La réunification familiale
Créé en fin d’année 2021, ce tout nouveau service relatif à une réelle médiation a pour but de réunir le mineur et sa famille en son lieu d’origine. Tout un légitime travail d’enquête est effectué en amont, notamment sur décision d’un juge, afin de s’assurer de l’environnement sécuritaire et du bien-être réel dont il sera question au retour de l’enfant. Pour ce faire, une collaboration décentralisée avec certaines associations locales, comme Bouge-toi Anjouan par exemple, qui assurent également un suivi retour.
En 2022, ce sont 3 mineurs qui ont bénéficié avec émotion de ce protocole. « Nous travaillons sur des projets humains et il n’est pas question que d’un simple métier mais bien d’une totale implication intellectuelle et bien souvent émotionnelle qu’on ramène aussi à la maison », nous confie Chifaou Ayouba, directrice des établissements MNA avant de poursuivre : « bien souvent trop d’amalgames sont faits entre mineurs isolés et délinquance mais je peux vous assurer que sur plus de 450 habilitations à l’année, si nous avons 2 ou 3 jeunes qui sont auteurs de faits, c’est le maximum ».
Une indiscutable et noble implication humaine que nous avons pu ressentir tout au long de cette matinée d’échanges et de présentation et ce, quel qu’en fut le service.
Quelques chiffres en 2022
- Service d’évaluation des MNA : 480 habilitations
- Dispositif accompagnement des MNA : 328 habilitations
- Mise à l’abri des MNA : 136 habilitations
- Réunifications familiales : 3
- Mineurs hébergés demandeurs d’Asile : 136
MLG
* Rattaché directement au service départemental, la cellule de recueil des informations préoccupantes (CRIP) est une composante de la direction de la protection de l’enfance.

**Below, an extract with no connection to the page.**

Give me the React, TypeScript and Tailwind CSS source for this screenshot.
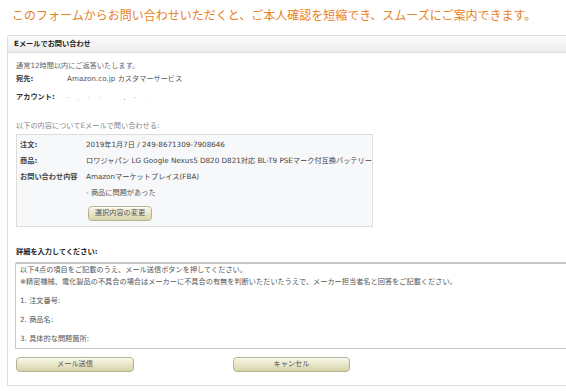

Indépendante, elle fait partie du dispositif (CRA) de prise en charge 1er niveau MNA de l’association Mlezi Maore. Cette cellule de centralisation informative et exécutive peut également travailler avec d’autre organismes tels que Solidarité Mayotte ou encore les services de prévention concernant tout ce qui englobe les mineurs en situation de danger immédiat ou à venir (signalement, ordonnance de placement provisoire, demande du Parquet…) et les mesures exécutives qui s’en suivent (EMA, DAMNA…). Pour l’année 2022, rien que pour le service dédié aux MNA, ce sont près de 1 700 IP qui ont été traitées.